__INFORMATION SUPPLIED__:
▼

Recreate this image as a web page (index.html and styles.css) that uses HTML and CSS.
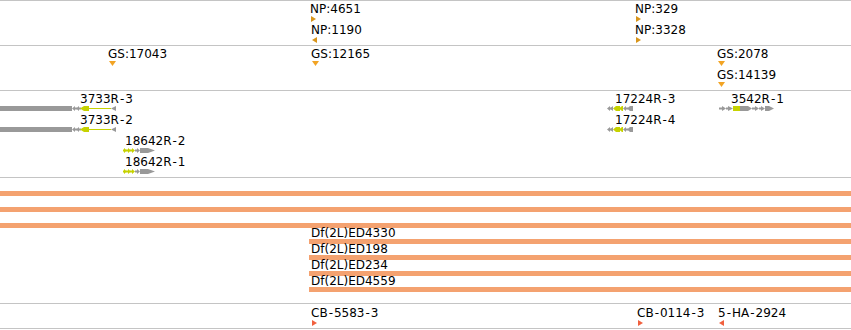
FILE: index.html
```html
<!DOCTYPE html>
<html>
<head>
<meta charset="utf-8">
<link rel="stylesheet" href="styles.css">
</head>
<body>
<div class="browser">
  <div class="track t-np">
    <div class="feat" style="left:310px;top:1px"><span class="lbl">NP:4651</span><svg class="tri np" width="6" height="6"><polygon points="0,0 5,3 0,6"/></svg></div>
    <div class="feat" style="left:311px;top:22px"><span class="lbl">NP:1190</span><svg class="tri np" width="6" height="6"><polygon points="5,0 0,3 5,6"/></svg></div>
    <div class="feat" style="left:635px;top:1px"><span class="lbl">NP:329</span><svg class="tri np" width="6" height="6"><polygon points="0,0 5,3 0,6"/></svg></div>
    <div class="feat" style="left:635px;top:22px"><span class="lbl">NP:3328</span><svg class="tri np" width="6" height="6"><polygon points="0,0 5,3 0,6"/></svg></div>
  </div>
  <div class="track t-gs">
    <div class="feat" style="left:108px;top:1px"><span class="lbl">GS:17043</span><svg class="tri gs" width="7" height="5"><polygon points="0,0 7,0 3.5,5"/></svg></div>
    <div class="feat" style="left:311px;top:1px"><span class="lbl">GS:12165</span><svg class="tri gs" width="7" height="5"><polygon points="0,0 7,0 3.5,5"/></svg></div>
    <div class="feat" style="left:717px;top:1px"><span class="lbl">GS:2078</span><svg class="tri gs" width="7" height="5"><polygon points="0,0 7,0 3.5,5"/></svg></div>
    <div class="feat" style="left:717px;top:22px"><span class="lbl">GS:14139</span><svg class="tri gs" width="7" height="5"><polygon points="0,0 7,0 3.5,5"/></svg></div>
  </div>
  <div class="track t-genes">
    <span class="glbl" style="left:80px;top:1px">3733R<span class="h">-</span>3</span>
    <svg class="gene" style="left:0;top:15px" width="117" height="5">
      <rect class="g" x="0" y="0" width="72" height="5"/>
      <polygon class="g" points="72,2.5 75,0 75,1.5 77,1.5 77,3.5 75,3.5 75,5"/>
      <polygon class="g" points="76,2.5 79,0 79,1.5 81,1.5 81,3.5 79,3.5 79,5"/>
      <polygon class="y" points="80,2.5 84,0 84,5"/>
      <rect class="y" x="84" y="0" width="5" height="5"/>
      <rect class="y" x="89" y="2" width="22" height="1"/>
      <polygon class="g" points="111,2.5 116,0 116,5"/>
    </svg>
    <span class="glbl" style="left:80px;top:22px">3733R<span class="h">-</span>2</span>
    <svg class="gene" style="left:0;top:36px" width="117" height="5">
      <rect class="g" x="0" y="0" width="72" height="5"/>
      <polygon class="g" points="72,2.5 75,0 75,1.5 77,1.5 77,3.5 75,3.5 75,5"/>
      <polygon class="g" points="76,2.5 79,0 79,1.5 81,1.5 81,3.5 79,3.5 79,5"/>
      <polygon class="y" points="80,2.5 84,0 84,5"/>
      <rect class="y" x="84" y="0" width="5" height="5"/>
      <rect class="y" x="89" y="2" width="22" height="1"/>
      <polygon class="g" points="111,2.5 116,0 116,5"/>
    </svg>
    <span class="glbl" style="left:125px;top:43px">18642R<span class="h">-</span>2</span>
    <svg class="gene" style="left:122px;top:57px" width="34" height="5">
      <polygon class="y" points="1,1.5 2,1.5 2,0 5,2.5 2,5 2,3.5 1,3.5"/>
      <polygon class="y" points="4,1.5 6,1.5 6,0 9,2.5 6,5 6,3.5 4,3.5"/>
      <polygon class="y" points="8,1.5 10,1.5 10,0 13,2.5 10,5 10,3.5 8,3.5"/>
      <polygon class="g" points="13,1.5 15,1.5 15,0 18,2.5 15,5 15,3.5 13,3.5"/>
      <rect class="g" x="18" y="0" width="8" height="5"/>
      <polygon class="g" points="26,0 33,2.5 26,5"/>
    </svg>
    <span class="glbl" style="left:125px;top:64px">18642R<span class="h">-</span>1</span>
    <svg class="gene" style="left:122px;top:78px" width="34" height="5">
      <polygon class="y" points="1,1.5 2,1.5 2,0 5,2.5 2,5 2,3.5 1,3.5"/>
      <polygon class="y" points="4,1.5 6,1.5 6,0 9,2.5 6,5 6,3.5 4,3.5"/>
      <polygon class="y" points="8,1.5 10,1.5 10,0 13,2.5 10,5 10,3.5 8,3.5"/>
      <polygon class="g" points="13,1.5 15,1.5 15,0 18,2.5 15,5 15,3.5 13,3.5"/>
      <rect class="g" x="18" y="0" width="8" height="5"/>
      <polygon class="g" points="26,0 33,2.5 26,5"/>
    </svg>
    <span class="glbl" style="left:615px;top:1px">17224R<span class="h">-</span>3</span>
    <svg class="gene" style="left:606px;top:15px" width="28" height="5">
      <polygon class="g" points="1,2.5 4,0 4,1.5 6,1.5 6,3.5 4,3.5 4,5"/>
      <polygon class="g" points="4,2.5 7,0 7,5"/>
      <polygon class="y" points="7,2.5 10,0 10,5"/>
      <rect class="y" x="10" y="0" width="4" height="5"/>
      <polygon class="y" points="13,2.5 16,0 16,5"/>
      <rect class="y" x="16" y="0" width="1" height="5"/>
      <polygon class="g" points="17,2.5 20,0 20,1.5 22,1.5 22,3.5 20,3.5 20,5"/>
      <polygon class="g" points="21,2.5 24,0 24,5"/>
      <rect class="g" x="24" y="0" width="3" height="5"/>
    </svg>
    <span class="glbl" style="left:615px;top:22px">17224R<span class="h">-</span>4</span>
    <svg class="gene" style="left:606px;top:36px" width="28" height="5">
      <polygon class="g" points="1,2.5 4,0 4,1.5 6,1.5 6,3.5 4,3.5 4,5"/>
      <polygon class="g" points="4,2.5 7,0 7,5"/>
      <polygon class="y" points="7,2.5 10,0 10,5"/>
      <rect class="y" x="10" y="0" width="4" height="5"/>
      <polygon class="y" points="13,2.5 16,0 16,5"/>
      <rect class="y" x="16" y="0" width="1" height="5"/>
      <polygon class="g" points="17,2.5 20,0 20,1.5 22,1.5 22,3.5 20,3.5 20,5"/>
      <polygon class="g" points="21,2.5 24,0 24,5"/>
      <rect class="g" x="24" y="0" width="3" height="5"/>
    </svg>
    <span class="glbl" style="left:731px;top:1px">3542R<span class="h">-</span>1</span>
    <svg class="gene" style="left:719px;top:15px" width="56" height="5">
      <rect class="g" x="0" y="1.5" width="4" height="2"/>
      <polygon class="g" points="3,0 7,2.5 3,5"/>
      <rect class="g" x="7" y="1.5" width="3" height="2"/>
      <polygon class="g" points="9,0 14,2.5 9,5"/>
      <rect class="y" x="14" y="0" width="7" height="5"/>
      <rect class="g" x="21" y="0" width="8" height="5"/>
      <polygon class="g" points="29,0 33,2.5 29,5"/>
      <rect class="g" x="33" y="1.5" width="3" height="2"/>
      <polygon class="g" points="36,0 40,2.5 36,5"/>
      <rect class="g" x="40" y="1.5" width="2" height="2"/>
      <polygon class="g" points="42,0 46,2.5 42,5"/>
      <rect class="g" x="46" y="0" width="4" height="5"/>
      <polygon class="g" points="50,0 55,2.5 50,5"/>
    </svg>
  </div>
  <div class="track t-df">
    <div class="bar"></div>
    <div class="bar"></div>
    <div class="bar"></div>
    <div class="df"><span class="dflbl">Df(2L)ED4330</span><div class="bar"></div></div>
    <div class="df"><span class="dflbl">Df(2L)ED198</span><div class="bar"></div></div>
    <div class="df"><span class="dflbl">Df(2L)ED234</span><div class="bar"></div></div>
    <div class="df"><span class="dflbl">Df(2L)ED4559</span><div class="bar"></div></div>
  </div>
  <div class="track t-cb">
    <div class="feat" style="left:311px;top:2px"><span class="lbl">CB<span class="h">-</span>5583<span class="h">-</span>3</span><svg class="tri cb" width="6" height="6"><polygon points="0,0 5,3 0,6"/></svg></div>
    <div class="feat" style="left:637px;top:2px"><span class="lbl">CB<span class="h">-</span>0114<span class="h">-</span>3</span><svg class="tri cb" width="6" height="6"><polygon points="0,0 5,3 0,6"/></svg></div>
    <div class="feat" style="left:718px;top:2px"><span class="lbl">5<span class="h">-</span>HA<span class="h">-</span>2924</span><svg class="tri cb" width="6" height="6"><polygon points="5,0 0,3 5,6"/></svg></div>
  </div>
</div>
</body>
</html>
```
FILE: styles.css
```css
html, body {
  margin: 0;
  padding: 0;
  background: #ffffff;
}
.browser {
  width: 851px;
  font-family: "DejaVu Sans", Verdana, sans-serif;
  font-size: 12px;
  color: #000;
  border-bottom: 1px solid #c4c4c4;
}
.track {
  position: relative;
  border-top: 1px solid #c4c4c4;
  overflow: hidden;
}
.t-np { height: 44px; }
.t-gs { height: 44px; }
.t-genes { height: 86px; }
.t-df {
  height: 126px;
  box-sizing: border-box;
  padding-top: 13px;
  display: flex;
  flex-direction: column;
}
.t-cb { height: 24px; }

.feat {
  position: absolute;
  display: flex;
  flex-direction: column;
}
.lbl, .glbl {
  display: block;
  line-height: 14px;
  white-space: nowrap;
}
.glbl { position: absolute; }
.h { padding: 0 1px; }
.tri { display: block; margin-left: 1px; }
.tri.np polygon { fill: #d8951a; }
.tri.gs polygon { fill: #f2a424; }
.tri.cb polygon { fill: #f1603e; }

.gene { position: absolute; display: block; }
.gene .g { fill: #999999; }
.gene .y { fill: #c6d200; }

.bar {
  height: 5px;
  background: #f4a270;
}
.t-df > .bar { margin-bottom: 11px; }
.t-df > .bar:nth-child(3) { margin-bottom: 0; }
.df {
  margin-left: 309px;
  display: flex;
  flex-direction: column;
}
.dflbl {
  line-height: 11px;
  padding-left: 2px;
  white-space: nowrap;
}
```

▲

Tally the lines of the data that hold the string "styles". Answer with the number and nothing more.

__CORRECT RESULT__: 3